__Problem__
Report every line in the listing below where the string "React" shows up.

__Material for this task__
>> START
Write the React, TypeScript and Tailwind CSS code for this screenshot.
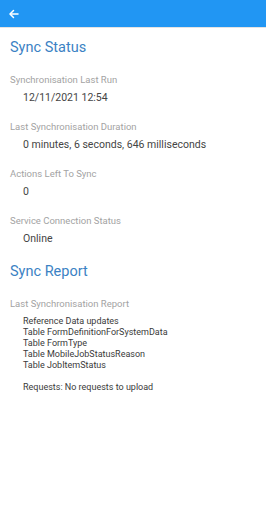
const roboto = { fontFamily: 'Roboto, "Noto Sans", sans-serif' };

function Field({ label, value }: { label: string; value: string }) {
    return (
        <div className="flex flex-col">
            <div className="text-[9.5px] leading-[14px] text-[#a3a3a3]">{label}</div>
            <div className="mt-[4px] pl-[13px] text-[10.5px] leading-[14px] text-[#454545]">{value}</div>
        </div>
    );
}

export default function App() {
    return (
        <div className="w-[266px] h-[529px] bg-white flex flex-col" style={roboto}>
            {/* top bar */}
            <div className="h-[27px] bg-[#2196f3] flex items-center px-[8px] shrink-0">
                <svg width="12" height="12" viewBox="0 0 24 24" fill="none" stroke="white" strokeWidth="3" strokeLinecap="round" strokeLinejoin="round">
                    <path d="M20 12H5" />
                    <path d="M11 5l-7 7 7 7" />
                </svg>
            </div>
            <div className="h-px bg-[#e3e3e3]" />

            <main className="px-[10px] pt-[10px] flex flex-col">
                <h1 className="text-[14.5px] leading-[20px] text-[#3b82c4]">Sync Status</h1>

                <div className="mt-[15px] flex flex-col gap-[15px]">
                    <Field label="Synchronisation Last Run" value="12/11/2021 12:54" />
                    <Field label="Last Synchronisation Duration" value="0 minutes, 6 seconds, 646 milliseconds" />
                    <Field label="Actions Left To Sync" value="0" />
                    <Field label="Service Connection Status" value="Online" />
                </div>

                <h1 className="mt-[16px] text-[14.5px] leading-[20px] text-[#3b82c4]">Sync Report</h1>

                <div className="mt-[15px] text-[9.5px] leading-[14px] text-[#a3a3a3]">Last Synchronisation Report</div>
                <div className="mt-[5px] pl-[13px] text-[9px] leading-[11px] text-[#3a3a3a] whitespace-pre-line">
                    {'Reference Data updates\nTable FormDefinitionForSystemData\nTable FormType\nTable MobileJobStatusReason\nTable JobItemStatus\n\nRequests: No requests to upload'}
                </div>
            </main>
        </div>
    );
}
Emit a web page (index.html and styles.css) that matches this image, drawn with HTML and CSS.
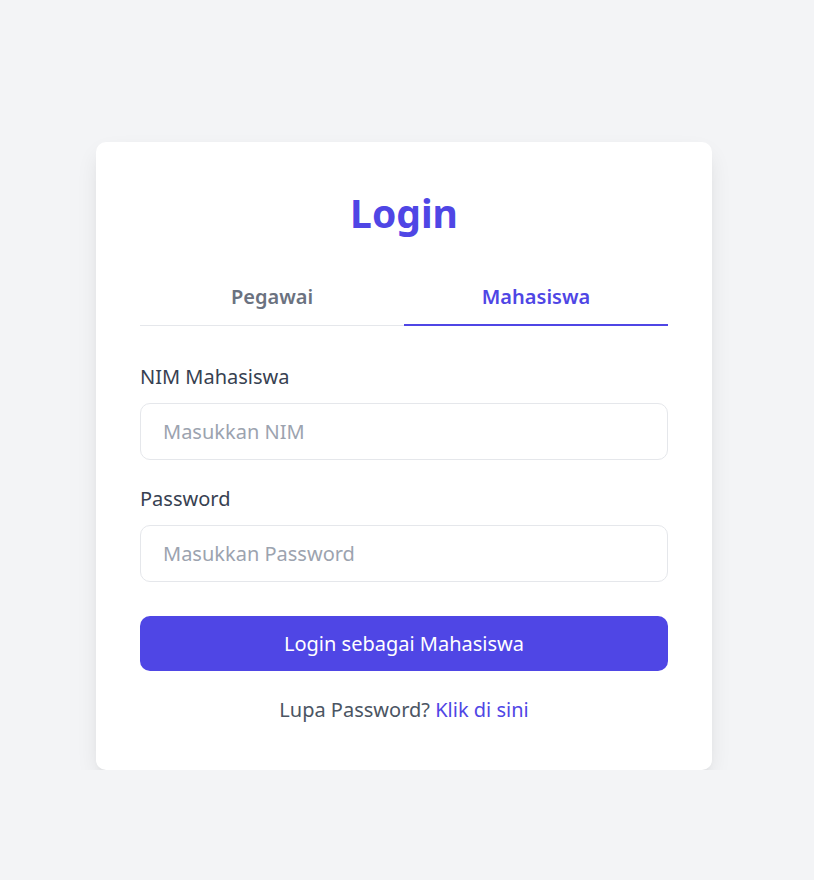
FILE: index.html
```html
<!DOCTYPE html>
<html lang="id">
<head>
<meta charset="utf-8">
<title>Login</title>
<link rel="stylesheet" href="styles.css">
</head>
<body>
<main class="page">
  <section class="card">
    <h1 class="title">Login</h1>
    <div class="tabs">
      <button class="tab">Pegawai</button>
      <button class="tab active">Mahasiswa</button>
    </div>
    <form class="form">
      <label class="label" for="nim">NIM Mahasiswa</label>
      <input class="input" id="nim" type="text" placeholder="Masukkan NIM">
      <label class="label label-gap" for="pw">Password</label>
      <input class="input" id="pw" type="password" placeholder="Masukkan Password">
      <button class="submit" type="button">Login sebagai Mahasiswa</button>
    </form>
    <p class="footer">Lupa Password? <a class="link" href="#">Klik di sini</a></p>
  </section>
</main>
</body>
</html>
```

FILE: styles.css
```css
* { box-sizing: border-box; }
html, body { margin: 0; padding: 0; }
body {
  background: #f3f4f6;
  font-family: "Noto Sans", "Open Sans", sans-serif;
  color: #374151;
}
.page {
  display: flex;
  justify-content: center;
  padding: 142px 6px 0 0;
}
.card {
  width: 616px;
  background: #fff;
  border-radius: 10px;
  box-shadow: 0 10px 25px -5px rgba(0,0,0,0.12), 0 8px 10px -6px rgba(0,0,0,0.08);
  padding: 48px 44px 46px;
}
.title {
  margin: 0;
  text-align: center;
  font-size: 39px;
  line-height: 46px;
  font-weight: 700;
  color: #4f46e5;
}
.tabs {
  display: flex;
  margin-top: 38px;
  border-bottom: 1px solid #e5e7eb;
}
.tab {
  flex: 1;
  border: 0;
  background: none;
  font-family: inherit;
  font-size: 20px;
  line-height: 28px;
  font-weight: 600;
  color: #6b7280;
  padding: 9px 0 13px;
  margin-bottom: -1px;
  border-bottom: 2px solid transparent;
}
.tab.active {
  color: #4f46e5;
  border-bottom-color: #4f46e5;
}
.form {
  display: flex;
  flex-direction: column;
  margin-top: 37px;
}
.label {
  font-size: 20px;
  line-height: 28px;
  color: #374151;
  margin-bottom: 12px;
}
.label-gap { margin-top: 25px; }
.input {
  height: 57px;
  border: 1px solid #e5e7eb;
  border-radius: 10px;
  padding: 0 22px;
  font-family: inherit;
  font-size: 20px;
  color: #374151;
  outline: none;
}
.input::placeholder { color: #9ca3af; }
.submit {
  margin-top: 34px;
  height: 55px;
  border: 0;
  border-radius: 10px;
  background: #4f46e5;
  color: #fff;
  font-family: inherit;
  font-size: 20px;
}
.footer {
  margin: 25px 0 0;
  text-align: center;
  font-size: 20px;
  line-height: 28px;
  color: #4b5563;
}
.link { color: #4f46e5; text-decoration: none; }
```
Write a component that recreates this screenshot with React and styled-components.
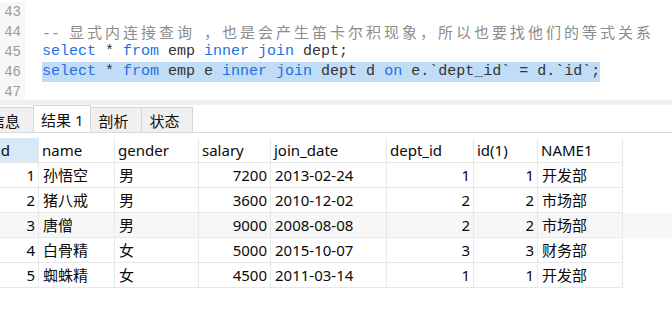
>> END
__Solution for this exercise__
Write the React, TypeScript and Tailwind CSS code for this screenshot.
Write a component that recreates this screenshot with React and styled-components.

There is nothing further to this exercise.